**SUPPLIED MATERIAL:**

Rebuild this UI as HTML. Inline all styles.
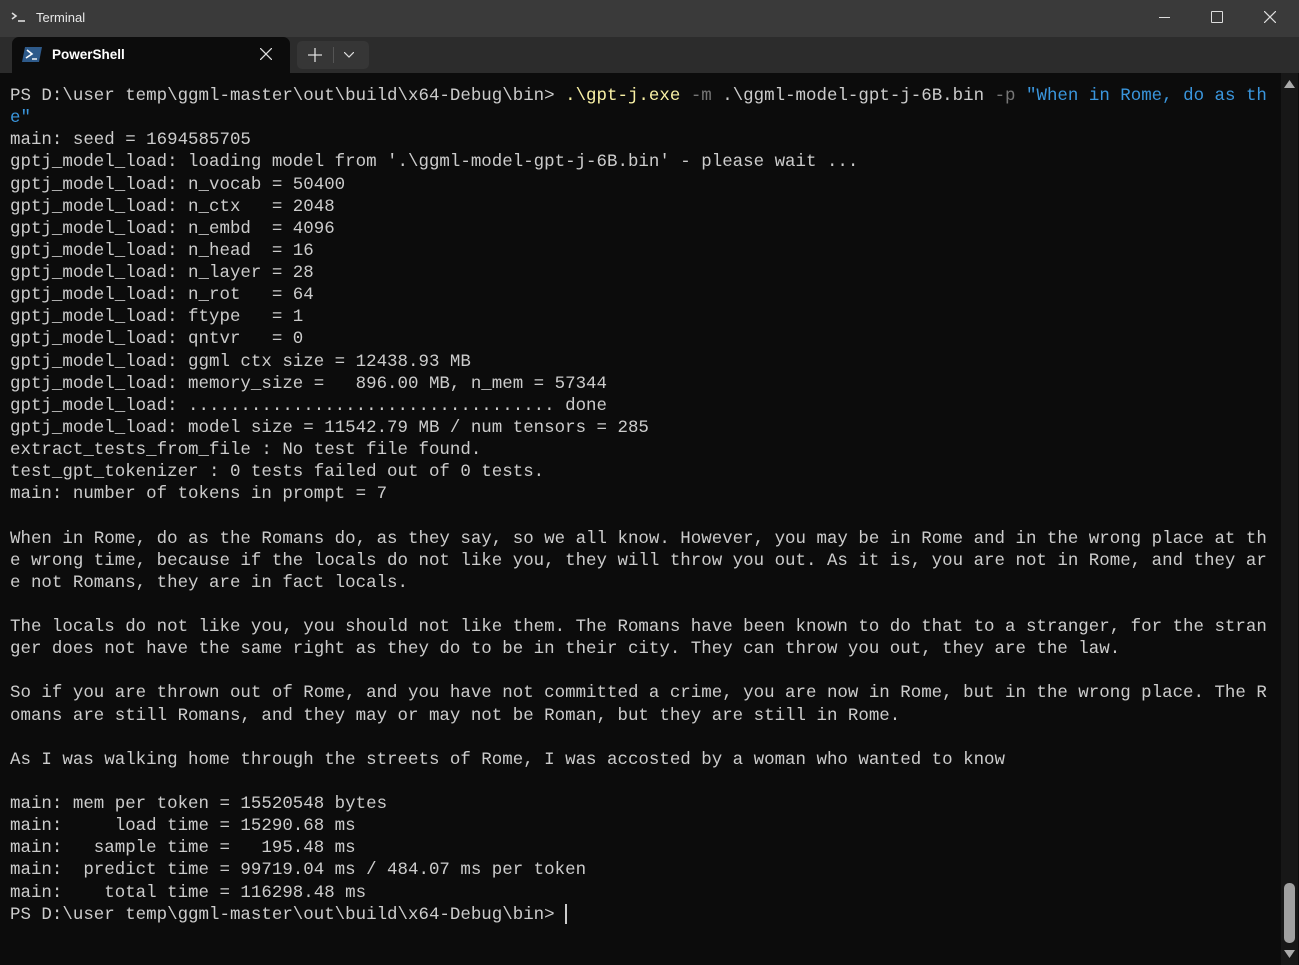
<!DOCTYPE html>
<html><head><meta charset="utf-8"><style>
html,body{margin:0;padding:0;}
body{width:1299px;height:965px;background:#0c0c0c;position:relative;overflow:hidden;font-family:"Liberation Sans",sans-serif;}
#title{position:absolute;left:0;top:0;width:1299px;height:37px;background:#3a3a3a;}
#tabs{position:absolute;left:0;top:37px;width:1299px;height:36px;background:#2c2c2c;}
#tab{position:absolute;left:12px;top:0;width:278px;height:36px;background:#0c0c0c;border-radius:7px 7px 0 0;}
#newbtn{position:absolute;left:297px;top:41px;width:72px;height:28px;background:#363636;border-radius:5px;}
#term{position:absolute;left:10px;top:85px;margin:0;font-family:"Liberation Mono",monospace;font-size:17.47px;line-height:22.13px;color:#cccccc;white-space:pre;}
.y{color:#f9f1a5}.g{color:#767676}.b{color:#3a96dd}
#track{position:absolute;left:1281px;top:73px;width:17px;height:892px;background:#171717;}
#thumb{position:absolute;left:1284px;top:883px;width:11px;height:60px;background:#a0a0a0;border-radius:5px;}
</style></head><body>
<div id="title">
<svg style="position:absolute;left:10px;top:10px" width="18" height="14" viewBox="0 0 18 14"><path d="M2 3 L6 6 L2 9" stroke="#ddd" stroke-width="1.6" fill="none"/><path d="M8 11 H15" stroke="#ddd" stroke-width="1.6"/></svg>
<div style="position:absolute;left:36px;top:10px;color:#e8e8e8;font-size:13px;">Terminal</div>
<div style="position:absolute;left:1159px;top:17px;width:11px;height:1px;background:#ddd"></div>
<div style="position:absolute;left:1211px;top:11px;width:10px;height:10px;border:1px solid #ddd;border-radius:1px"></div>
<svg style="position:absolute;left:1264px;top:11px" width="12" height="12"><path d="M0 0L12 12M12 0L0 12" stroke="#ddd" stroke-width="1.2"/></svg>
</div>
<div id="tabs"><div id="tab">
<svg style="position:absolute;left:10px;top:10px" width="20" height="15" viewBox="0 0 20 15"><path d="M3 0H20L17 15H0Z" fill="#2e5a8a"/><path d="M5 3L10 7L4 11" stroke="#fff" stroke-width="1.6" fill="none"/><path d="M10 12H15" stroke="#fff" stroke-width="1.4"/></svg>
<div style="position:absolute;left:40px;top:10px;color:#fff;font-size:13.5px;font-weight:bold;">PowerShell</div>
<svg style="position:absolute;left:248px;top:11px" width="12" height="12"><path d="M0 0L12 12M12 0L0 12" stroke="#ddd" stroke-width="1.3"/></svg>
</div></div>
<div id="newbtn">
<svg style="position:absolute;left:11px;top:7px" width="14" height="14"><path d="M7 0V14M0 7H14" stroke="#ddd" stroke-width="1.3"/></svg>
<div style="position:absolute;left:36px;top:6px;width:1px;height:16px;background:#555"></div>
<svg style="position:absolute;left:47px;top:11px" width="10" height="6"><path d="M0 0L5 5L10 0" stroke="#ddd" stroke-width="1.2" fill="none"/></svg>
</div>
<pre id="term">PS D:\user temp\ggml-master\out\build\x64-Debug\bin&gt; <span class="y">.\gpt-j.exe</span> <span class="g">-m</span> .\ggml-model-gpt-j-6B.bin <span class="g">-p</span> <span class="b">"When in Rome, do as th
e"</span>
main: seed = 1694585705
gptj_model_load: loading model from '.\ggml-model-gpt-j-6B.bin' - please wait ...
gptj_model_load: n_vocab = 50400
gptj_model_load: n_ctx   = 2048
gptj_model_load: n_embd  = 4096
gptj_model_load: n_head  = 16
gptj_model_load: n_layer = 28
gptj_model_load: n_rot   = 64
gptj_model_load: ftype   = 1
gptj_model_load: qntvr   = 0
gptj_model_load: ggml ctx size = 12438.93 MB
gptj_model_load: memory_size =   896.00 MB, n_mem = 57344
gptj_model_load: ................................... done
gptj_model_load: model size = 11542.79 MB / num tensors = 285
extract_tests_from_file : No test file found.
test_gpt_tokenizer : 0 tests failed out of 0 tests.
main: number of tokens in prompt = 7

When in Rome, do as the Romans do, as they say, so we all know. However, you may be in Rome and in the wrong place at th
e wrong time, because if the locals do not like you, they will throw you out. As it is, you are not in Rome, and they ar
e not Romans, they are in fact locals.

The locals do not like you, you should not like them. The Romans have been known to do that to a stranger, for the stran
ger does not have the same right as they do to be in their city. They can throw you out, they are the law.

So if you are thrown out of Rome, and you have not committed a crime, you are now in Rome, but in the wrong place. The R
omans are still Romans, and they may or may not be Roman, but they are still in Rome.

As I was walking home through the streets of Rome, I was accosted by a woman who wanted to know

main: mem per token = 15520548 bytes
main:     load time = 15290.68 ms
main:   sample time =   195.48 ms
main:  predict time = 99719.04 ms / 484.07 ms per token
main:    total time = 116298.48 ms
PS D:\user temp\ggml-master\out\build\x64-Debug\bin&gt; <span style="display:inline-block;width:2px;height:20px;background:#ccc;vertical-align:middle"></span></pre>
<div id="track"></div>
<svg style="position:absolute;left:1284px;top:80px" width="11" height="8"><path d="M0 8L5.5 0L11 8Z" fill="#aaa"/></svg>
<div id="thumb"></div>
<svg style="position:absolute;left:1284px;top:950px" width="11" height="8"><path d="M0 0L5.5 8L11 0Z" fill="#aaa"/></svg>
</body></html>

**TASK DIRECTIONS:**
From the data above, write out everything exactly except the pictures.

**CORRECT RESULT:**
Rebuild this UI as HTML. Inline all styles.
<!DOCTYPE html>
<html><head><meta charset="utf-8"><style>
html,body{margin:0;padding:0;}
body{width:1299px;height:965px;background:#0c0c0c;position:relative;overflow:hidden;font-family:"Liberation Sans",sans-serif;}
#title{position:absolute;left:0;top:0;width:1299px;height:37px;background:#3a3a3a;}
#tabs{position:absolute;left:0;top:37px;width:1299px;height:36px;background:#2c2c2c;}
#tab{position:absolute;left:12px;top:0;width:278px;height:36px;background:#0c0c0c;border-radius:7px 7px 0 0;}
#newbtn{position:absolute;left:297px;top:41px;width:72px;height:28px;background:#363636;border-radius:5px;}
#term{position:absolute;left:10px;top:85px;margin:0;font-family:"Liberation Mono",monospace;font-size:17.47px;line-height:22.13px;color:#cccccc;white-space:pre;}
.y{color:#f9f1a5}.g{color:#767676}.b{color:#3a96dd}
#track{position:absolute;left:1281px;top:73px;width:17px;height:892px;background:#171717;}
#thumb{position:absolute;left:1284px;top:883px;width:11px;height:60px;background:#a0a0a0;border-radius:5px;}
</style></head><body>
<div id="title">
<svg style="position:absolute;left:10px;top:10px" width="18" height="14" viewBox="0 0 18 14"><path d="M2 3 L6 6 L2 9" stroke="#ddd" stroke-width="1.6" fill="none"/><path d="M8 11 H15" stroke="#ddd" stroke-width="1.6"/></svg>
<div style="position:absolute;left:36px;top:10px;color:#e8e8e8;font-size:13px;">Terminal</div>
<div style="position:absolute;left:1159px;top:17px;width:11px;height:1px;background:#ddd"></div>
<div style="position:absolute;left:1211px;top:11px;width:10px;height:10px;border:1px solid #ddd;border-radius:1px"></div>
<svg style="position:absolute;left:1264px;top:11px" width="12" height="12"><path d="M0 0L12 12M12 0L0 12" stroke="#ddd" stroke-width="1.2"/></svg>
</div>
<div id="tabs"><div id="tab">
<svg style="position:absolute;left:10px;top:10px" width="20" height="15" viewBox="0 0 20 15"><path d="M3 0H20L17 15H0Z" fill="#2e5a8a"/><path d="M5 3L10 7L4 11" stroke="#fff" stroke-width="1.6" fill="none"/><path d="M10 12H15" stroke="#fff" stroke-width="1.4"/></svg>
<div style="position:absolute;left:40px;top:10px;color:#fff;font-size:13.5px;font-weight:bold;">PowerShell</div>
<svg style="position:absolute;left:248px;top:11px" width="12" height="12"><path d="M0 0L12 12M12 0L0 12" stroke="#ddd" stroke-width="1.3"/></svg>
</div></div>
<div id="newbtn">
<svg style="position:absolute;left:11px;top:7px" width="14" height="14"><path d="M7 0V14M0 7H14" stroke="#ddd" stroke-width="1.3"/></svg>
<div style="position:absolute;left:36px;top:6px;width:1px;height:16px;background:#555"></div>
<svg style="position:absolute;left:47px;top:11px" width="10" height="6"><path d="M0 0L5 5L10 0" stroke="#ddd" stroke-width="1.2" fill="none"/></svg>
</div>
<pre id="term">PS D:\user temp\ggml-master\out\build\x64-Debug\bin&gt; <span class="y">.\gpt-j.exe</span> <span class="g">-m</span> .\ggml-model-gpt-j-6B.bin <span class="g">-p</span> <span class="b">"When in Rome, do as th
e"</span>
main: seed = 1694585705
gptj_model_load: loading model from '.\ggml-model-gpt-j-6B.bin' - please wait ...
gptj_model_load: n_vocab = 50400
gptj_model_load: n_ctx   = 2048
gptj_model_load: n_embd  = 4096
gptj_model_load: n_head  = 16
gptj_model_load: n_layer = 28
gptj_model_load: n_rot   = 64
gptj_model_load: ftype   = 1
gptj_model_load: qntvr   = 0
gptj_model_load: ggml ctx size = 12438.93 MB
gptj_model_load: memory_size =   896.00 MB, n_mem = 57344
gptj_model_load: ................................... done
gptj_model_load: model size = 11542.79 MB / num tensors = 285
extract_tests_from_file : No test file found.
test_gpt_tokenizer : 0 tests failed out of 0 tests.
main: number of tokens in prompt = 7

When in Rome, do as the Romans do, as they say, so we all know. However, you may be in Rome and in the wrong place at th
e wrong time, because if the locals do not like you, they will throw you out. As it is, you are not in Rome, and they ar
e not Romans, they are in fact locals.

The locals do not like you, you should not like them. The Romans have been known to do that to a stranger, for the stran
ger does not have the same right as they do to be in their city. They can throw you out, they are the law.

So if you are thrown out of Rome, and you have not committed a crime, you are now in Rome, but in the wrong place. The R
omans are still Romans, and they may or may not be Roman, but they are still in Rome.

As I was walking home through the streets of Rome, I was accosted by a woman who wanted to know

main: mem per token = 15520548 bytes
main:     load time = 15290.68 ms
main:   sample time =   195.48 ms
main:  predict time = 99719.04 ms / 484.07 ms per token
main:    total time = 116298.48 ms
PS D:\user temp\ggml-master\out\build\x64-Debug\bin&gt; <span style="display:inline-block;width:2px;height:20px;background:#ccc;vertical-align:middle"></span></pre>
<div id="track"></div>
<svg style="position:absolute;left:1284px;top:80px" width="11" height="8"><path d="M0 8L5.5 0L11 8Z" fill="#aaa"/></svg>
<div id="thumb"></div>
<svg style="position:absolute;left:1284px;top:950px" width="11" height="8"><path d="M0 0L5.5 8L11 0Z" fill="#aaa"/></svg>
</body></html>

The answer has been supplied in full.